The district court failed to consider, as a reasonable
mitigating measure, Ramona’s failure to timely notify
Candelaria of Otay’s growing debt. Ramona concedes the
very act of filing a Miller Act claim can constitute “available
and judicially honorable means of mitigating” losses. United
States ex rel. Balboa Ins. Co. v. Algernon Blair, Inc.,
16 RAMONA EQUIP. RENTAL V. CAROLINA CAS. INS. CO.
795 F.2d 404, 409 (5th Cir. 1986). For a Miller Act obligee
to have the opportunity to mitigate damages, however, an
aggrieved party must actually submit the claim. Regardless
of the statutory notice requirements, sending Appellants
notice at any time in the months between Otay’s original
default and its ultimate termination would surely constitute
reasonable exertion “at a trifling expense.” See Commodity
Credit Corp., 243 F.2d at 511. Moreover, this measure could
have prevented hundreds of thousands of dollars in “service
charges” and litigation expenses.
The district court’s determination that the duty to mitigate
damages did not arise until June 10, 2008 was clearly
erroneous. Providing notice to Appellants of Otay’s default
was a reasonable form of mitigation available to Ramona
prior to termination of the subcontract. I would reverse and
remand for further proceedings on this issue.

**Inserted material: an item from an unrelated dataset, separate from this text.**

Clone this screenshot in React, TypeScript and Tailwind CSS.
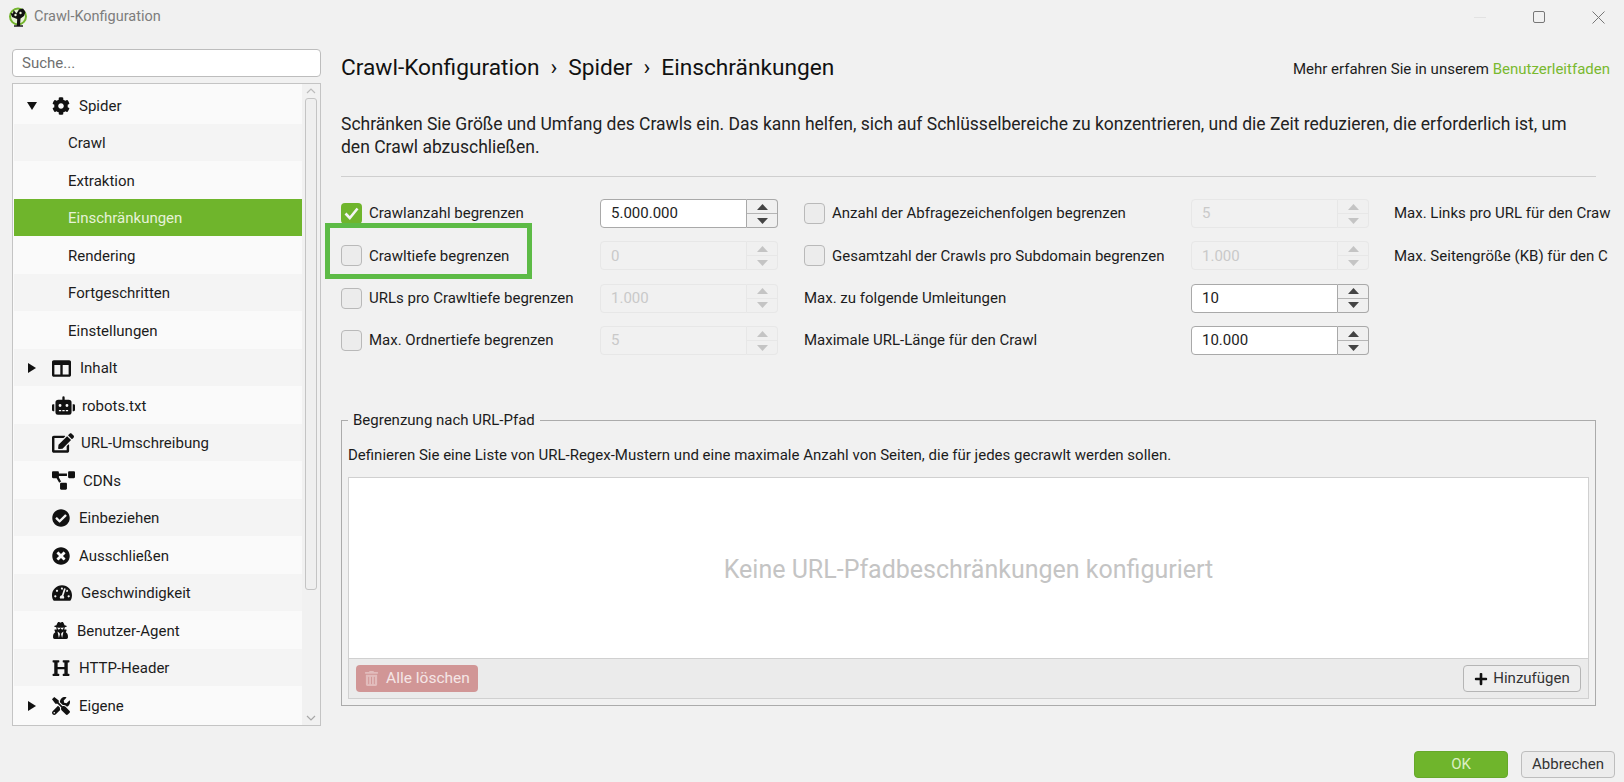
import { ReactNode } from 'react';
import {
  FaCog, FaColumns, FaRobot, FaEdit, FaProjectDiagram, FaCheckCircle, FaTimesCircle,
  FaTachometerAlt, FaUserSecret, FaHeading, FaTools, FaTrashAlt, FaPlus,
} from 'react-icons/fa';

const rows: { label: string; icon?: ReactNode; arrow?: 'down' | 'right'; active?: boolean; gap?: string }[] = [
  { label: 'Spider', icon: <FaCog size={18} />, arrow: 'down', gap: 'ml-[9px]' },
  { label: 'Crawl' },
  { label: 'Extraktion' },
  { label: 'Einschränkungen', active: true },
  { label: 'Rendering' },
  { label: 'Fortgeschritten' },
  { label: 'Einstellungen' },
  { label: 'Inhalt', icon: <FaColumns size={19} />, arrow: 'right', gap: 'ml-[9px]' },
  { label: 'robots.txt', icon: <FaRobot size={23} />, gap: 'ml-[7px]' },
  { label: 'URL-Umschreibung', icon: <FaEdit size={22} />, gap: 'ml-[7px]' },
  { label: 'CDNs', icon: <FaProjectDiagram size={23} />, gap: 'ml-[8px]' },
  { label: 'Einbeziehen', icon: <FaCheckCircle size={18} />, gap: 'ml-[9px]' },
  { label: 'Ausschließen', icon: <FaTimesCircle size={18} />, gap: 'ml-[9px]' },
  { label: 'Geschwindigkeit', icon: <FaTachometerAlt size={20} />, gap: 'ml-[9px]' },
  { label: 'Benutzer-Agent', icon: <FaUserSecret size={17} />, gap: 'ml-[8px]' },
  { label: 'HTTP-Header', icon: <FaHeading size={18} />, gap: 'ml-[9px]' },
  { label: 'Eigene', icon: <FaTools size={18} />, arrow: 'right', gap: 'ml-[9px]' },
];

function Logo() {
  return (
    <svg width="20" height="20" viewBox="0 0 20 20" className="shrink-0">
      <circle cx="10" cy="9.5" r="8" fill="#e8f2d8" stroke="#74b52e" strokeWidth="2" />
      <path d="M8.8 19 L9.2 12 L4 10 L2.5 6 L5 6.5 L5.5 3 L8.5 6.5 L11 2.5 L15 1.5 L17.5 5 L16 9 L12.5 11.5 L12 19 Z" fill="#111" />
      <circle cx="7.5" cy="8" r="1.2" fill="#e8f2d8" />
      <circle cx="12.5" cy="6" r="1.2" fill="#e8f2d8" />
      <path d="M6 19 H15" stroke="#111" strokeWidth="1.4" />
    </svg>
  );
}

function Checkbox({ checked }: { checked?: boolean }) {
  if (checked) {
    return (
      <span className="flex h-[21px] w-[21px] shrink-0 items-center justify-center rounded-[4px] bg-[#6fb52c]">
        <svg width="15" height="13" viewBox="0 0 15 13">
          <path d="M1.5 6.5 L5.8 11 L13.5 1.5" fill="none" stroke="#f4f4f4" strokeWidth="2.6" />
        </svg>
      </span>
    );
  }
  return <span className="h-[21px] w-[21px] shrink-0 rounded-[4px] border border-[#b9b9b9] bg-[#ececec]" />;
}

function Spin({ value, disabled }: { value: string; disabled?: boolean }) {
  const border = disabled ? 'border-[#e7e7e7]' : 'border-[#a9a9a9]';
  const arrow = disabled ? '#c4c4c4' : '#444';
  return (
    <div className="flex h-[29px] w-[178px] shrink-0">
      <div
        className={`flex flex-1 items-center rounded-l-[4px] border pl-[10px] text-[15px] ${border} ${
          disabled ? 'bg-[#f1f1f1] text-[#c9c9c9]' : 'bg-white text-[#222]'
        }`}
      >
        {value}
      </div>
      <div className={`flex w-[31px] flex-col rounded-r-[4px] border border-l-0 ${border} bg-[#f0f0f0]`}>
        <div className={`flex flex-1 items-center justify-center border-b ${disabled ? 'border-[#e7e7e7]' : 'border-[#b5b5b5]'}`}>
          <svg width="11" height="6" viewBox="0 0 11 6"><polygon points="5.5,0 11,6 0,6" fill={arrow} /></svg>
        </div>
        <div className="flex flex-1 items-center justify-center">
          <svg width="11" height="6" viewBox="0 0 11 6"><polygon points="0,0 11,0 5.5,6" fill={arrow} /></svg>
        </div>
      </div>
    </div>
  );
}

function LeftCell({ label, checked, value, disabled, highlight }: { label: string; checked?: boolean; value: string; disabled?: boolean; highlight?: boolean }) {
  return (
    <div className="relative flex w-[437px] shrink-0 items-center">
      <Checkbox checked={checked} />
      <span className="ml-[7px] w-[231px] shrink-0">{label}</span>
      <Spin value={value} disabled={disabled} />
      {highlight && <div className="absolute -left-[16px] -top-[18px] h-[56px] w-[207px] border-[5px] border-[#5dbb46]" />}
    </div>
  );
}

function MidCell({ label, check, value, disabled }: { label: string; check?: boolean; value: string; disabled?: boolean }) {
  return (
    <div className="ml-[26px] flex w-[565px] shrink-0 items-center">
      <div className="flex w-[387px] shrink-0 items-center">
        {check && <Checkbox />}
        <span className={check ? 'ml-[7px]' : ''}>{label}</span>
      </div>
      <Spin value={value} disabled={disabled} />
    </div>
  );
}

export default function App() {
  return (
    <div className="flex h-[782px] w-[1624px] flex-col overflow-hidden bg-[#f1f1f1] font-['Roboto',sans-serif] text-[15px] text-[#1c1c1c]">
      {/* title bar */}
      <div className="flex h-[33px] shrink-0 items-center pl-[8px] pt-[1px]">
        <Logo />
        <span className="ml-[6px] text-[14.5px] text-[#7d7d7d]">Crawl-Konfiguration</span>
        <div className="ml-auto flex items-center pr-[19px]">
          <span className="h-px w-[12px] bg-[#e2e2e2]" />
          <span className="ml-[47px] h-[12px] w-[12px] rounded-[2px] border border-[#777]" />
          <svg width="13" height="13" viewBox="0 0 13 13" className="ml-[47px]">
            <path d="M0.5 0.5 L12.5 12.5 M12.5 0.5 L0.5 12.5" stroke="#777" strokeWidth="1" />
          </svg>
        </div>
      </div>

      <div className="flex min-h-0 flex-1">
        {/* sidebar */}
        <div className="ml-[12px] mt-[16px] w-[309px] shrink-0">
          <div className="flex h-[28px] items-center rounded-[4px] border border-[#bdbdbd] bg-white pl-[9px] text-[#6f6f6f]">Suche...</div>
          <div className="mt-[6px] flex h-[643px] border border-[#c4c4c4] bg-[#fafafa] pl-[1px]">
            <div className="w-[288px] shrink-0 pt-[2px]">
              {rows.map((r, i) => (
                <div
                  key={r.label}
                  className={`flex h-[37.5px] items-center pt-[2px] ${
                    r.active ? 'bg-[#6fb52c] text-[#e6f2d8]' : i % 2 === 0 ? 'bg-[#fafafa]' : 'bg-[#f4f4f4]'
                  }`}
                >
                  <div className="flex w-[38px] shrink-0 items-center justify-center pr-[3px]">
                    {r.arrow === 'down' && <svg width="10" height="8" viewBox="0 0 10 8"><polygon points="0,0 10,0 5,8" fill="#111" /></svg>}
                    {r.arrow === 'right' && <svg width="8" height="10" viewBox="0 0 8 10"><polygon points="0,0 8,5 0,10" fill="#111" /></svg>}
                  </div>
                  {r.icon ? (
                    <>
                      <span className="text-[#111]">{r.icon}</span>
                      <span className={r.gap}>{r.label}</span>
                    </>
                  ) : (
                    <span className="ml-[16px]">{r.label}</span>
                  )}
                </div>
              ))}
            </div>
            {/* scrollbar */}
            <div className="flex flex-1 flex-col items-center bg-[#f1f1f1]">
              <svg width="10" height="6" viewBox="0 0 10 6" className="mt-[4px]"><path d="M1 5 L5 1 L9 5" fill="none" stroke="#bcbcbc" strokeWidth="1.2" /></svg>
              <div className="mt-[4px] h-[492px] w-[12px] rounded-[3px] border border-[#c4c4c4] bg-[#efefef]" />
              <svg width="10" height="6" viewBox="0 0 10 6" className="mb-[4px] mt-auto"><path d="M1 1 L5 5 L9 1" fill="none" stroke="#a8a8a8" strokeWidth="1.2" /></svg>
            </div>
          </div>
        </div>

        {/* main */}
        <div className="ml-[20px] flex w-[1269px] shrink-0 flex-col">
          <div className="mt-[20px] flex h-[30px] items-start justify-between">
            <div className="flex items-center text-[22.7px] leading-[30px] text-[#111]">
              <span>Crawl-Konfiguration</span>
              <span className="mx-[11px]">›</span>
              <span>Spider</span>
              <span className="mx-[11px]">›</span>
              <span>Einschränkungen</span>
            </div>
            <div className="mt-[1px] text-[15px] leading-[30px]">
              Mehr erfahren Sie in unserem <span className="text-[#79b92f]">Benutzerleitfaden</span>
            </div>
          </div>

          <p className="mt-[30px] w-[1250px] text-[17.5px] leading-[22.5px] text-[#222]">
            Schränken Sie Größe und Umfang des Crawls ein. Das kann helfen, sich auf Schlüsselbereiche zu konzentrieren, und die Zeit reduzieren, die erforderlich ist, um den Crawl abzuschließen.
          </p>
          <div className="mt-[18px] h-px w-[1255px] bg-[#cfcfcf]" />

          <div className="mt-[22px] flex flex-col gap-[13.4px] text-[15px]">
            <div className="flex h-[29px] items-center">
              <LeftCell label="Crawlanzahl begrenzen" checked value="5.000.000" />
              <MidCell label="Anzahl der Abfragezeichenfolgen begrenzen" check value="5" disabled />
              <span className="ml-[25px] whitespace-nowrap">Max. Links pro URL für den Craw</span>
            </div>
            <div className="flex h-[29px] items-center">
              <LeftCell label="Crawltiefe begrenzen" value="0" disabled highlight />
              <MidCell label="Gesamtzahl der Crawls pro Subdomain begrenzen" check value="1.000" disabled />
              <span className="ml-[25px] whitespace-nowrap">Max. Seitengröße (KB) für den C</span>
            </div>
            <div className="flex h-[29px] items-center">
              <LeftCell label="URLs pro Crawltiefe begrenzen" value="1.000" disabled />
              <MidCell label="Max. zu folgende Umleitungen" value="10" />
            </div>
            <div className="flex h-[29px] items-center">
              <LeftCell label="Max. Ordnertiefe begrenzen" value="5" disabled />
              <MidCell label="Maximale URL-Länge für den Crawl" value="10.000" />
            </div>
          </div>

          <fieldset className="mt-[55px] h-[296px] w-[1255px] border border-[#ababab] px-[6px] pb-[6px]">
            <legend className="px-[5px] text-[15px] leading-[20px]">Begrenzung nach URL-Pfad</legend>
            <p className="mt-[15px] text-[15px] leading-[20px]">
              Definieren Sie eine Liste von URL-Regex-Mustern und eine maximale Anzahl von Seiten, die für jedes gecrawlt werden sollen.
            </p>
            <div className="mt-[12px] border border-[#d0d0d0]">
              <div className="flex h-[180px] items-center justify-center bg-white pt-[3px] text-[25px] text-[#c4c4c4]">
                Keine URL-Pfadbeschränkungen konfiguriert
              </div>
              <div className="flex h-[40px] items-center justify-between border-t border-[#d0d0d0] bg-[#ebebeb] px-[7px]">
                <button className="flex h-[27px] w-[122px] items-center justify-center rounded-[4px] bg-[#d19696] text-[15.5px] text-[#f5e6e6]">
                  <FaTrashAlt size={15} className="mr-[7px] text-[#e2bcbc]" />
                  Alle löschen
                </button>
                <button className="flex h-[27px] w-[118px] items-center justify-center rounded-[4px] border border-[#b5b5b5] bg-[#eeeeee] text-[15px] text-[#333]">
                  <FaPlus size={14} className="mr-[5px] text-[#111]" />
                  Hinzufügen
                </button>
              </div>
            </div>
          </fieldset>

          <div className="mt-[45px] flex gap-[13px] pl-[1073px] text-[15px]">
            <button className="flex h-[27px] w-[94px] shrink-0 items-center justify-center rounded-[4px] border border-[#66a82a] bg-[#6fb52c] text-[#dcefc4]">OK</button>
            <button className="flex h-[27px] w-[94px] shrink-0 items-center justify-center rounded-[4px] border border-[#bdbdbd] bg-[#ececec] text-[#333]">Abbrechen</button>
          </div>
        </div>
      </div>
    </div>
  );
}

Appellants also assert Ramona waived its right to service
charges through its course of conduct. Each rental agreement
provides that a customer “agrees to pay a monthly service
charge on all unpaid balances of 1–1/2% per month.” Despite
Otay’s growing delinquency, Ramona did not assess service
charges on any invoices issued during Otay’s subcontract
(with the exception of one service charge which Ramona
credited back to Otay). Ramona’s first exercise of this
contractual right took place on June 30, 2008—months after
Otay’s first default and weeks after its termination by
Candelaria—when Ramona issued thirty-five “finance
charge” invoices at once.
Ramona waived its right to collect service charges
through its course of conduct. I would, therefore, vacate the
award of $106,516.64 for service charges.